Architecture has been a longtime fascination for me, not only the buildings, as well the materials being used in this larger scale volumes. A sculptural value, is something natural for me, it is not the function that is the first that I think of, it is the gesture, the expression that I want to tell through my sculptural works.  Architectural, sculptural, tactile furniture: With an overarching inspiration, found in architectural elements, materials or building techniques. 

One principle in my design practice is that much effort in models, sketches, research is needed to fill my head with connections to be made. These interlinked steps give logic in why a certain material choice, why that color, why that size and shape.  Aesthetically I could describe my style as a warm brutalism: a strong form language but with softness. The love for many natural materials is prominent as well. I vary in finishes, like raw brick, smooth lacquered wood, grey coarse stone, or textured glass. 
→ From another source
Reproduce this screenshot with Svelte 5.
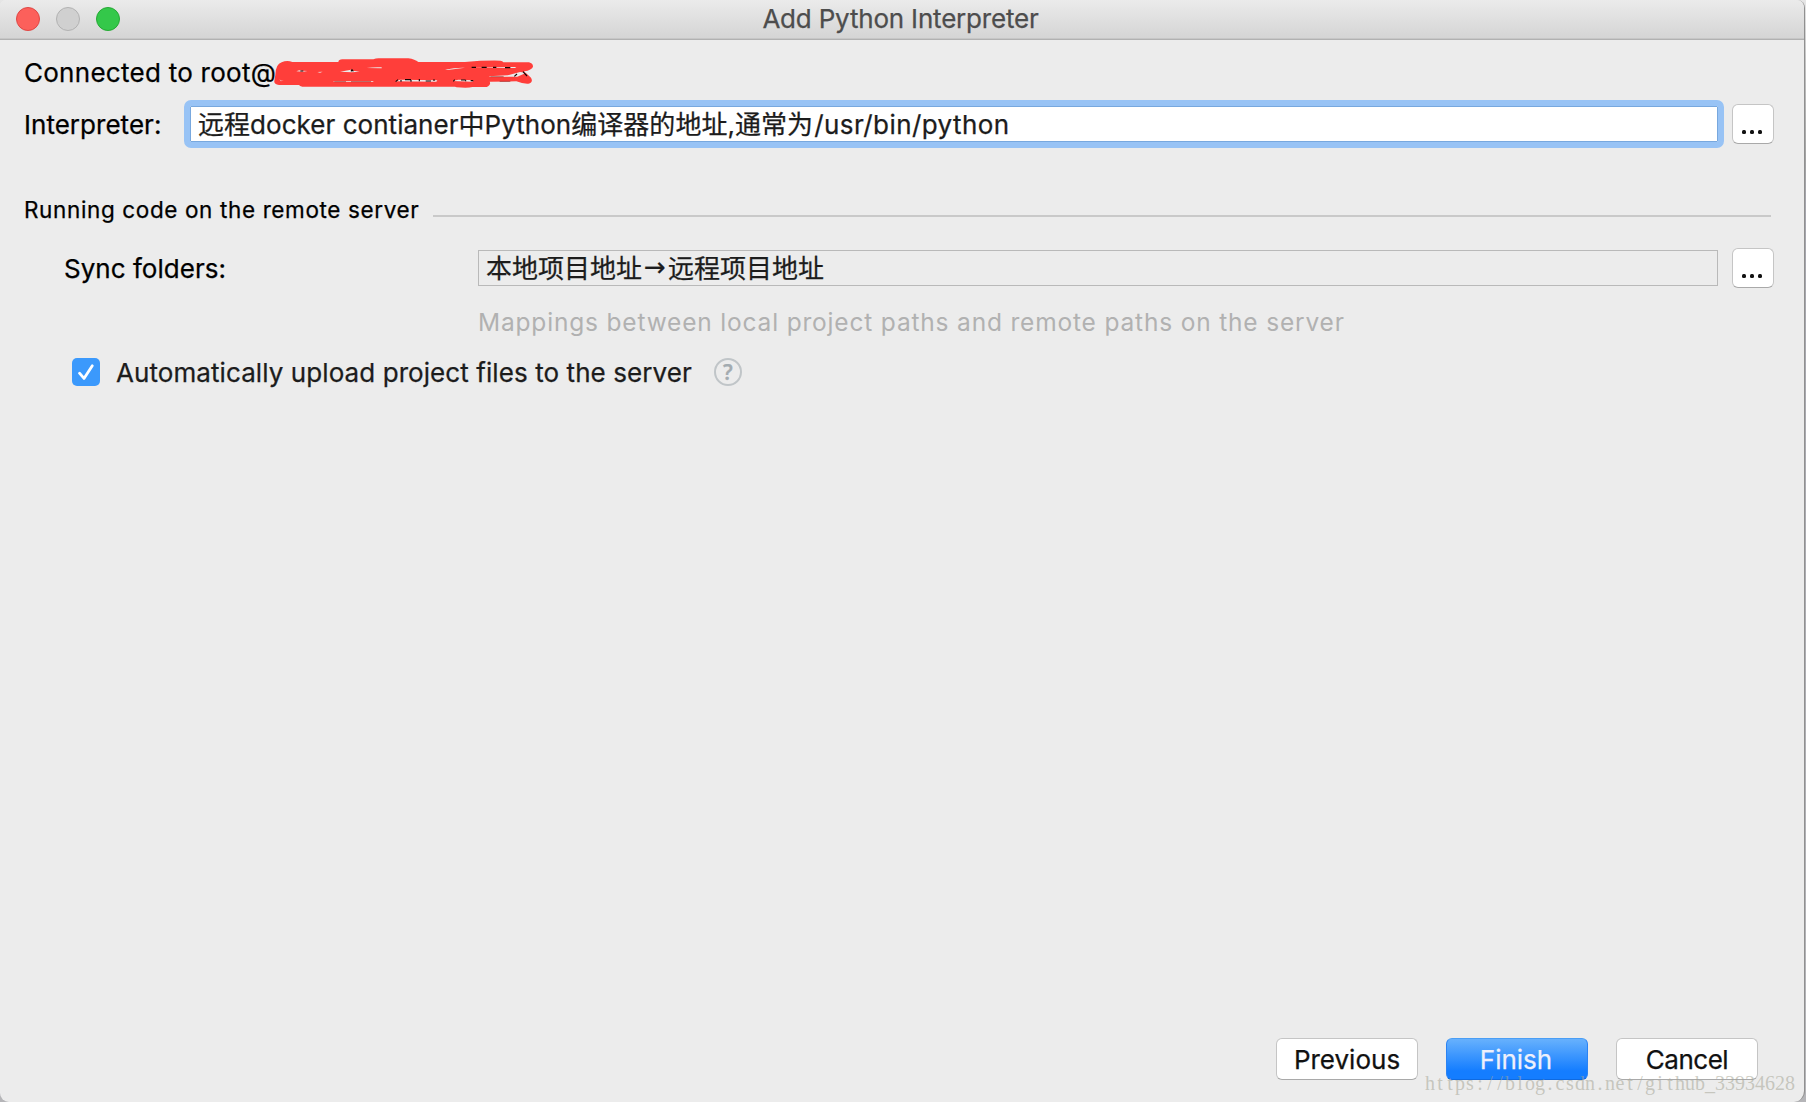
<script>
  let interpreter = { name: '远程docker contianer中Python编译器的地址,通常为', path: '/usr/bin/python' };
  let mapping = { local: '本地项目地址', remote: '远程项目地址' };
  let autoUpload = true;
  const watermark = [...'https://blog.csdn.net/github_33934628'];
</script>

<div class="window">
  <header class="titlebar">
    <div class="lights">
      <span class="light close"></span>
      <span class="light minimize"></span>
      <span class="light zoom"></span>
    </div>
    <h1>Add Python Interpreter</h1>
  </header>

  <main>
    <div class="connected">
      <span>Connected to root@</span>
      <svg class="redaction" viewBox="27 21 780 96" width="260" height="32" aria-hidden="true">
        <path
          fill="#ff3e3a"
          d="M31 75 Q32 42 50 37 Q66 29 82 36 L220 36 Q221 28 232 28 L325 28 Q334 24 345 25 L430 25 Q450 28 460 36 L600 36 Q655 31 706 32 Q713 33 715 37 L792 37 Q804 40 804 50 Q801 60 777 64 L798 83 Q806 98 790 101 Q774 102 754 94 L674 95 Q679 105 665 111 L622 111 Q610 115 575 112 L570 110 L112 110 Q104 109 102 105 L42 105 Q26 103 28 92 Z"
        />
        <g fill="#ececec">
          <path d="M94 64 Q105 58 113 62 L127 63 L114 65Z M157 66 L173 65 L165 68Z M225 65 L258 59 L264 62 L284 65 L260 67Z M305 54 Q325 51 350 52 L350 55Z M540 59 Q570 52 600 53 L548 60Z M617 52 L750 51 L754 54Z M672 79 L728 76 L765 66 L784 68 L757 80 L676 81Z M203 94 L324 93 L326 95 L210 96Z M392 94 L405 89 L517 91 L514 95Z M562 93 L580 89 L626 91 L622 95Z M43 88 L49 92 L56 91 L48 94Z" />
        </g>
        <g fill="none" stroke="#140606" stroke-width="3.5">
          <path d="M106 63h9M258 64l3-5 4 5M392 95l7-6M408 95v-5M420 89h18M438 90v5M463 87v7M482 93h16M507 88v5M565 94l4-5M588 90h14M602 94v-3M617 92h8M620 52h13M650 52h15M684 52h10M720 53h16M748 79l8-7M774 65l12 13" />
          <path stroke="#9b2723" stroke-width="2" d="M208 95h35M258 95h60M704 94h32M676 80h40" />
        </g>
      </svg>
    </div>

    <div class="row interpreter">
      <label for="interp">Interpreter:</label>
      <div class="field focused" id="interp">
        {interpreter.name}<span class="path">{interpreter.path}</span>
      </div>
      <button class="browse" aria-label="Browse"><i></i><i></i><i></i></button>
    </div>

    <div class="section">
      <h2>Running code on the remote server</h2>
      <hr />
    </div>

    <div class="row sync">
      <span class="label">Sync folders:</span>
      <div class="field">{mapping.local}<span class="arrow">→</span>{mapping.remote}</div>
      <button class="browse" aria-label="Browse"><i></i><i></i><i></i></button>
    </div>
    <p class="hint">Mappings between local project paths and remote paths on the server</p>

    <div class="upload">
      <span class="checkbox" role="checkbox" aria-checked={autoUpload} aria-label="Automatic upload" tabindex="-1">
        <svg viewBox="0 0 28 28" width="28" height="28">
          <path d="M7.5 15.2 L12 20.4 L20.3 7.8" fill="none" stroke="#fff" stroke-width="2.8" stroke-linecap="round" stroke-linejoin="round" />
        </svg>
      </span>
      <span class="upload-text">Automatically upload project files to the server</span>
      <span class="help">?</span>
    </div>
  </main>

  <footer>
    <button class="action">Previous</button>
    <button class="action primary">Finish</button>
    <button class="action">Cancel</button>
  </footer>
</div>
<div class="watermark">{#each watermark as ch}<span>{ch}</span>{/each}</div>

<style>
  :global(body) {
    background: linear-gradient(#e6e6e6 0, #c4c4c4 60px, #a2a2a2 160px, #a5a5ac 200px, #b5b5b8 100%);
    overflow: hidden;
  }
  .window {
    box-sizing: border-box;
    width: 1805px;
    height: 1102px;
    display: flex;
    flex-direction: column;
    overflow: hidden;
    background: #ececec;
    border-right: 1px solid #909090;
    border-radius: 6px 8px 11px 9px;
    color: #000;
    font: 26px/32px Inter, 'Noto Sans CJK SC', sans-serif;
    -webkit-text-stroke: 0.25px;
  }
  .titlebar {
    box-sizing: border-box;
    flex: none;
    height: 40px;
    display: grid;
    grid-template-columns: 1fr auto 1fr;
    align-items: center;
    padding: 0 3px 2px 0;
    background: linear-gradient(#ebebeb, #d4d4d4);
    border-bottom: 1px solid #b1b1b1;
    box-shadow: inset 0 -1px #c6c6c6;
  }
  .lights { display: flex; gap: 16px; padding-left: 16px; }
  .light { box-sizing: border-box; width: 24px; height: 24px; border-radius: 50%; border: 1px solid; }
  .close { background: #fc605b; border-color: #df4744; }
  .minimize { background: #d0d0d0; border-color: #b2b2b2; }
  .zoom { background: #34c84a; border-color: #25a934; }
  h1 { margin: 0; font-size: 26px; font-weight: 400; color: #4d4d4d; letter-spacing: -0.19px; }
  main { flex: 1; padding: 16px 30px 0 24px; }
  .connected { display: flex; height: 34px; letter-spacing: 0.27px; line-height: 34px; }
  .redaction { display: block; margin: 1px 0 0 -2px; }
  .row { display: flex; align-items: center; }
  .interpreter { height: 48px; margin-top: 10px; }
  .interpreter label { width: 166px; padding-top: 2px; letter-spacing: 0.03px; }
  .field {
    box-sizing: border-box;
    flex: 1;
    height: 36px;
    padding: 1px 7px 0;
    border: 1px solid #b9b9b9;
    color: #1c1c1c;
    line-height: 34px;
    white-space: nowrap;
  }
  .focused {
    border-color: #78a8de;
    background: #fff;
    outline: 6px solid #98c3f5;
    border-radius: 1px;
    letter-spacing: 0.04px;
  }
  .path { letter-spacing: 0.43px; margin-left: 1px; }
  .browse {
    box-sizing: border-box;
    width: 42px;
    height: 40px;
    margin-left: 14px;
    padding: 0 2px 9px 0;
    display: flex;
    justify-content: center;
    align-items: flex-end;
    gap: 4px;
    background: #fff;
    border: 1px solid #c5c5c5;
    border-bottom-color: #a9a9a9;
    border-radius: 6px;
  }
  .browse i { width: 4px; height: 4px; border-radius: 1.5px; background: #111; }
  .section { display: flex; align-items: center; height: 32px; margin-top: 45px; padding-right: 3px; }
  h2 { margin: 0; padding-top: 2px; font-size: 22.5px; font-weight: 400; letter-spacing: 0.63px; white-space: nowrap; }
  hr { flex: 1; height: 2px; margin: 13px 0 0 14px; border: 0; background: #c9c9c9; }
  .sync { height: 40px; margin-top: 23px; padding-left: 40px; }
  .label { width: 414px; padding-top: 2px; letter-spacing: 0.03px; }
  .arrow {
    display: inline-block;
    width: 26px;
    height: 30px;
    font: 26px/31px 'DejaVu Sans', sans-serif;
    text-align: center;
    vertical-align: top;
  }
  .hint {
    margin: 18px 0 0 454px;
    font-size: 24.5px;
    color: #b1b1b1;
    letter-spacing: 0.82px;
    white-space: nowrap;
    -webkit-text-stroke: 0;
  }
  .upload { display: flex; align-items: center; height: 32px; margin: 18px 0 0 48px; }
  .checkbox {
    width: 28px;
    height: 28px;
    border-radius: 5px;
    background: #3b99fc;
  }
  .checkbox svg { display: block; }
  .upload-text { margin-left: 16px; padding-top: 2px; color: #1c1c1c; letter-spacing: 0.08px; }
  .help {
    box-sizing: border-box;
    width: 28px;
    height: 28px;
    margin-left: 22px;
    border: 2px solid #c0c5c8;
    border-radius: 50%;
    color: #a3abb0;
    font: 600 21px/24px 'Noto Sans', sans-serif;
    text-align: center;
  }
  footer { flex: none; display: flex; justify-content: flex-end; gap: 28px; padding: 0 46px 22px; }
  .action {
    box-sizing: border-box;
    width: 142px;
    height: 42px;
    padding: 1px 0 0;
    border: 1px solid #c5c5c5;
    border-bottom-color: #a9a9a9;
    border-radius: 6px;
    background: #fff;
    color: #111;
    font: inherit;
  }
  .action:last-child { letter-spacing: -0.5px; }
  .primary {
    padding-right: 2px;
    border-color: #4a9ef5 #2b83f3 #0f6ae0;
    background: linear-gradient(#67b1fd, #147dff 80%);
    color: #eef0fb;
  }
  .watermark {
    position: absolute;
    right: 11px;
    bottom: 7px;
    display: flex;
    color: rgba(165, 165, 150, 0.55);
    font: 20px/24px 'Liberation Serif', serif;
  }
  .watermark span { width: 10px; text-align: center; }
</style>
How do you find an effective balance between tradition and modernity in the design process?

In my sculptural works can be both handmade parts as machine made, I absolutely think machine and manual steps is interesting to combine. It goes hand in hand, and by mixing both worlds it carries out the modern era that we live in. A fusion of new and ancient crafts and high technology. There is no strict strategy, but I just need to find the convincing element, and come to an endless energy for a project before I realize it. 

But it always starts with a very primitive research; start claying, miniatures, sampling in third dimension and sketching in between. My ideas sprout from ancient and new architectural fragments or materiality, driven as well by certain architects, buildings, artists that inspire me. From most early ancient primitive building to modern architecture. I like to understand the history and future of living, building & creating through the perspective of architecture. 

The exploration of the diversity of materials is itself an act of evolution, what are its positive meanings for you? 

My research in material and surface is always connected to a fusion of inspirations, and while experimenting in materials, surfaces and colours, I often arrive to new discoveries. I strive for diversity of materiality, raw bricks, stone, wood, glass, metal.  And indeed this is an act of evolution, from one material another arrives in the my practise, they are interlinked. Growth or new approach on material can happen by understanding matter, by having it in your hands, even compare the different processes each material has. Some going from liquid to solid, some growing in layers and years. 

In your works, there are both the beauty of solidification and the shape of flow, which seem to be contradictory but coexist with each other, how do you harmonize them with each other?

In this, I mainly think of my experiences with Wax as modelling material, my glass works (both for Carwan Gallery as Cassina). But is as well a process that is used for casting metals, bronze and aluminium. Both states, the liquid and the solidified are needed to come to the result, and in a way I want to capture that movement of the in between – when material start to solidify. The use of water in one of my latest projects, Water Pond, is a sensation of both worlds.